A group of researchers from a Portuguese university developed a method for preparing new hybrid materials based on biopolymer and silica, in the form of spherical particles with uniform size and smaller than 1 micrometer for a number of applications in environmental and industrial areas. The method is also effective for coating nanoparticles of variable nature, with a thin shell (tens of nanometers) with composition identical to the hybrids. The materials have been successfully tested in the removal of chemical species in water at laboratory scale, in particular in the removal of organic pollutants dyes and pharmaceutical compounds. Other applications are being considered. The University looks for companies working in the environmental, pharmaceutical or biotechnology areas, or companies in the area of materials for licensing and / or future collaboration in developing new formulations and testing new applications.
Main advantages of its use
When compared to existing technologies, the method has the following advantages:
- Yields hybrids in the form of uniform spherical particles and diameter smaller than 1 micrometer and with considerable specific surface area, which is an advantage for applications in catalysis, adsorption, etc;
- Does not require the use of surfactants which often entail problems of toxicity and are difficult to eliminate requiring the implementation of additional steps in the production process.
- Yields hybrid materials with a high amount of biopolymer (carbon content≥20% ) covalently bonded to the siliceous network. As a consequence the materials present functional groups and characteristic properties of the biopolymer.
- Versatility: the method can be expanded to other biopolymers.
- The method can be used in the coating of nanoparticles with variable nature (e.g. magnetic) with a hybrid shell, thus imparting new functionalities (e.g. magnetism) to the hybrids.
The demand for biopolymer/silica hybrid materials had a remarkable growth because of the attractive properties of biopolymers such as biocompatibility, biodegradability and low cost. The sol-gel method is a method widely used for preparing hybrid silica based materials. However, due to the lack of compatibility between the biopolymer and silica precursors, preparing hybrid materials biopolymer/silica is not a trivial task. The technologies available allow for the production of biopolymer based hybrids especially in the form of monoliths or movies. The few methods described for the preparation of spherical particles of hybrid materials involve the use of emulsions and surfactants that have to be eliminated in later steps. Compared to other methods, this technique allows obtaining spherical and uniform materials with a considerable content biopolymer, without the use of toxic surfactants.
The method developed allows preparing biopolymer/silica hybrids in the form of uniform spherical particles with size smaller than 1 micrometer, without using surfactants. The materials have attractive properties, gathering properties of the biopolymer and silica.

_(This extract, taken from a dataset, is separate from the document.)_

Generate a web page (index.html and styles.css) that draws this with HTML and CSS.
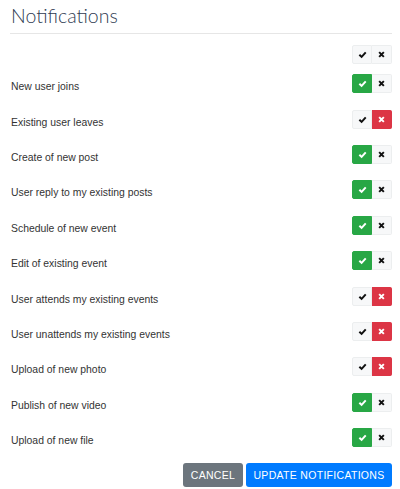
FILE: index.html
```html
<!DOCTYPE html>
<html lang="en">
<head>
    <meta charset="UTF-8">
    <meta name="viewport" content="width=device-width, initial-scale=1.0">
    <title>Notifications</title>
    <link rel="stylesheet" href="styles.css">
</head>
<body>
    <div class="page">
        <h1 class="title">Notifications</h1>

        <!-- header: toggle all -->
        <div class="head-row">
            <div class="toggle">
                <button class="tg tg-on"><svg viewBox="0 0 10 10"><path d="M1.5 5.2 L4 7.6 L8.6 2.6"/></svg></button>
                <button class="tg tg-off"><svg viewBox="0 0 10 10"><path d="M2.4 2.4 L7.6 7.6 M7.6 2.4 L2.4 7.6"/></svg></button>
            </div>
        </div>

        <div class="list" id="list"></div>

        <div class="actions">
            <button class="btn btn-cancel">Cancel</button>
            <button class="btn btn-save">Update notifications</button>
        </div>
    </div>

    <script>
        const items = [
            ['New user joins', true],
            ['Existing user leaves', false],
            ['Create of new post', true],
            ['User reply to my existing posts', true],
            ['Schedule of new event', true],
            ['Edit of existing event', true],
            ['User attends my existing events', false],
            ['User unattends my existing events', false],
            ['Upload of new photo', false],
            ['Publish of new video', true],
            ['Upload of new file', true]
        ];

        const check = '<svg viewBox="0 0 10 10"><path d="M1.5 5.2 L4 7.6 L8.6 2.6"/></svg>';
        const times = '<svg viewBox="0 0 10 10"><path d="M2.4 2.4 L7.6 7.6 M7.6 2.4 L2.4 7.6"/></svg>';
        const list = document.getElementById('list');

        items.forEach(([label, on]) => {
            const row = document.createElement('div');
            row.className = 'row';
            row.innerHTML = `
                <span class="label">${label}</span>
                <div class="toggle">
                    <button class="tg tg-on ${on ? 'yes' : ''}">${check}</button>
                    <button class="tg tg-off ${on ? '' : 'no'}">${times}</button>
                </div>`;
            list.appendChild(row);
        });
    </script>
</body>
</html>
```

FILE: styles.css
```css
body {
    margin: 0;
    background: #fff;
    font-family: "Liberation Sans", Arial, sans-serif;
    color: #333;
}

.page {
    padding: 0 8px 0 10px;
}

.title {
    margin: 0;
    padding: 4px 0 6px 1px;
    font-family: Lato, "Open Sans", sans-serif;
    font-weight: 300;
    font-size: 19.5px;
    line-height: 23px;
    color: #2f3b52;
    border-bottom: 1px solid #e6e6e6;
}

.head-row {
    display: flex;
    justify-content: flex-end;
    align-items: center;
    height: 24px;
    margin-top: 8px;
}

.row {
    display: flex;
    justify-content: space-between;
    align-items: center;
    height: 35.4px;
}

.label {
    font-size: 10.4px;
    padding-left: 1px;
    margin-top: 6px;
    color: #333;
}

.toggle {
    display: flex;
}

.tg {
    width: 20px;
    height: 19px;
    padding: 0;
    border: 1px solid #eceeef;
    background: #f7f8f9;
    display: flex;
    justify-content: center;
    align-items: center;
    cursor: pointer;
}

.tg-on {
    border-radius: 2px 0 0 2px;
}

.tg-off {
    border-radius: 0 2px 2px 0;
    border-left: none;
}

.tg svg {
    width: 9px;
    height: 9px;
    fill: none;
    stroke: #111;
    stroke-width: 2.2;
}

.tg.yes {
    background: #28a745;
    border-color: #28a745;
}

.tg.no {
    background: #dc3545;
    border-color: #dc3545;
}

.tg.yes svg, .tg.no svg {
    stroke: #fff;
}

.actions {
    display: flex;
    justify-content: flex-end;
    gap: 3px;
    margin-top: 8px;
}

.btn {
    height: 24px;
    padding: 0;
    border: none;
    border-radius: 3px;
    color: #fff;
    font-family: "Liberation Sans", Arial, sans-serif;
    font-size: 10.5px;
    letter-spacing: 0.3px;
    text-transform: uppercase;
    white-space: nowrap;
    cursor: pointer;
}

.btn-cancel {
    width: 60px;
    background: #6c757d;
}

.btn-save {
    width: 146px;
    background: #007bff;
}
```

This method also allows to coat nanoparticles with a thin shell (<100 nm) with hybrid composition comprising a biopolymer covalently bonded to the silica network, without the use of emulsions, imparting new properties to hybrid materials.

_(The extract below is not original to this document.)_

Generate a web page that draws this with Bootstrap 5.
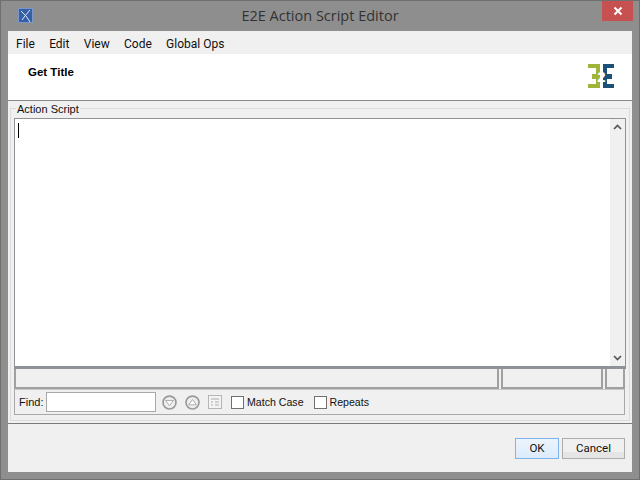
<!DOCTYPE html>
<html><head><meta charset="utf-8">
<link href="https://cdn.jsdelivr.net/npm/bootstrap@5.3.0/dist/css/bootstrap.min.css" rel="stylesheet">
<style>
html,body{margin:0;height:480px;overflow:hidden}
body{background:#8e8e8e;font:12px/16px Roboto,"Open Sans",sans-serif;color:#111}
.win{width:640px;height:480px;border:1px solid #6f6f6f;padding:0 7px 7px;display:flex;flex-direction:column}
.tbar{height:30px;flex:none;position:relative}
.tico{position:absolute;left:10px;top:7px}
.ttl{font:14.5px/30px "Open Sans","Noto Sans",sans-serif;color:#333;text-align:center}
.cls{position:absolute;right:-1px;top:0;width:31px;height:20px;background:#c75050;display:flex;align-items:center;justify-content:center}
.client{flex:1;background:#f0f0f0;display:flex;flex-direction:column;min-height:0;width:624px}
.mbar{height:23px;flex:none;padding-left:8px;gap:14.300px;line-height:26px}
.hdr{height:47px;flex:none;background:#fff;border-bottom:1px solid #8a8a8a;padding:10px 17px 0 20px}
.ttxt{font:bold 11.500px/16px "Liberation Sans",sans-serif;color:#000}
.grp{position:relative;height:322px;flex:none;padding:7px 2px 0 2px}
.grpin{height:313px;border:1px solid #dcdcdc;padding:9px 3px 3px 3px}
.leg{position:absolute;left:8px;top:1px;background:#f0f0f0;padding:0 1px;font:11px/14px "Liberation Sans",sans-serif}
.edit{height:251px;border:1px solid #8f9296;border-bottom:3px solid #8f9296;background:#fff;position:relative;display:flex}
.caret{position:absolute;left:3px;top:4px;width:1px;height:15px;background:#000}
.sbar{width:15px;margin-left:auto;background:#f0f0f0;display:flex;flex-direction:column;justify-content:space-between;align-items:center;padding:5px 0}
.stat{height:20px;gap:2px}
.stat>div{border:2px solid #a0a0a0;border-top-width:0;background:#f0f0f0}
.s1{width:485px}.s2{width:102px}.s3{width:20px}
.find{height:26px;border:1px solid #a8a8a8;border-top-color:#c8c8c8;width:611px;padding-left:4px;font:11px/14px "Liberation Sans",sans-serif}
.flab{width:27px}
.finp{width:110px;height:20px;border:1px solid #a9a9a9;background:#fff;margin-right:6px}
.ic{margin-right:8px}
.ic.last{margin-right:9px}
.chk{width:13px;height:13px;border:1px solid #707070;background:#fff;margin-right:3px}
.cl{margin-right:10px;font-size:10.600px}
.foot{flex:1;border-top:1px solid #7a7a7a;padding:14px 7px 0 0;gap:3px;font-size:11.500px}
.bt{height:21px;border:1px solid #adadad;background:linear-gradient(#f0f0f0 70%,#e5e5e5 70%);text-align:center;line-height:18px;color:#111}
.ok{width:44px;border-color:#7eb4ea;background:linear-gradient(#ecf4fc,#dcecfc)}
.cn{width:63px}
</style></head><body>
<div class="win">
 <div class="tbar">
  <svg class="tico" width="15" height="15" viewBox="0 0 15 15"><rect x=".5" y=".5" width="14" height="14" fill="#3560a8" stroke="#7d97c6"/><path d="M3 3l5 5 4 6M12 2L7 8l-3 4" stroke="#dfe6f2" stroke-width="1" fill="none"/></svg>
  <div class="ttl">E2E Action Script Editor</div>
  <div class="cls"><svg width="10" height="10" viewBox="0 0 10 10"><path d="M1.500 1.500l7 7M8.500 1.500l-7 7" stroke="#fff" stroke-width="2"/></svg></div>
 </div>
 <div class="client">
  <div class="mbar d-flex"><span>File</span><span>Edit</span><span>View</span><span>Code</span><span>Global Ops</span></div>
  <div class="hdr d-flex justify-content-between align-items-start">
   <div class="ttxt">Get Title</div>
   <svg width="28" height="24" viewBox="0 0 28 24" shape-rendering="crispEdges">
    <path fill="#9eb53a" d="M1 0h12v24H1v-4h8v-5H5v-5h4V4H1z"/>
    <path fill="#1b5078" d="M16 0h11v4h-7v6h5v5h-5v5h7v4H16z"/>
    <text x="14.500" y="18" text-anchor="middle" font-family="Liberation Sans" font-weight="bold" font-size="15" fill="#fff" shape-rendering="auto">2</text>
   </svg>
  </div>
  <div class="grp">
   <div class="leg">Action Script</div>
   <div class="grpin">
    <div class="edit"><div class="caret"></div>
     <div class="sbar">
      <svg width="9" height="6" viewBox="0 0 9 6"><path d="M1 5l3.500-3.500L8 5" stroke="#555" stroke-width="1.700" fill="none"/></svg>
      <svg width="9" height="6" viewBox="0 0 9 6"><path d="M1 1l3.500 3.500L8 1" stroke="#555" stroke-width="1.700" fill="none"/></svg>
     </div>
    </div>
    <div class="stat d-flex"><div class="s1"></div><div class="s2"></div><div class="s3"></div></div>
    <div class="find d-flex align-items-center">
     <span class="flab">Find:</span><div class="finp"></div>
     <svg width="15" height="15" viewBox="0 0 16 16" class="ic"><circle cx="8" cy="8" r="6.900" fill="#efefef" stroke="#9a9a9a" stroke-width="1.800"/><path d="M3.800 5.800h8.400L8 11.500z" fill="#fff" stroke="#a5a5a5"/></svg>
     <svg width="15" height="15" viewBox="0 0 16 16" class="ic"><circle cx="8" cy="8" r="6.900" fill="#efefef" stroke="#9a9a9a" stroke-width="1.800"/><path d="M3.800 10.500h8.400L8 4.800z" fill="#fff" stroke="#a5a5a5"/></svg>
     <svg width="14" height="14" viewBox="0 0 14 14" class="ic last"><rect x=".5" y=".5" width="13" height="13" fill="#f4f4f4" stroke="#b5b5b5"/><path d="M3 4h8M3 7h2M7 7h4M3 10h2M7 10h4" stroke="#aaa"/></svg>
     <div class="chk"></div><span class="cl">Match Case</span>
     <div class="chk"></div><span class="cl">Repeats</span>
    </div>
   </div>
  </div>
  <div class="foot d-flex justify-content-end">
   <div class="bt ok">OK</div><div class="bt cn">Cancel</div>
  </div>
 </div>
</div>
</body></html>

- Environmental applications in water remediation: magnetic (or non-magnetic) separation of organic compounds and contaminant ions present in water or wastewater.
- Industrial applications: hybrid coatings with advanced properties; electronics industry; food packaging (preparation of plastic films with improved properties) or as desiccant (drying).
- Industrial applications: in extraction processes by magnetic separation; relevant in the extraction mining industry or as an alternative to conventional industrial separation processes in the chemical industry (e.g. liquid-liquid extraction).
Intellectual property status
Current development status
Tested in laboratorial scale for the uptake of organic pollutants from water. Available for presentation. The results are very promising.
Desired business relationship
The university aims to license this technology to companies with development or production and marketing capacity of sensors for the development of business solutions in the environmental, pharmaceutical, biotechnology or materials areas. The university is also available to participate in this development through a joint venture project or its subcontracting.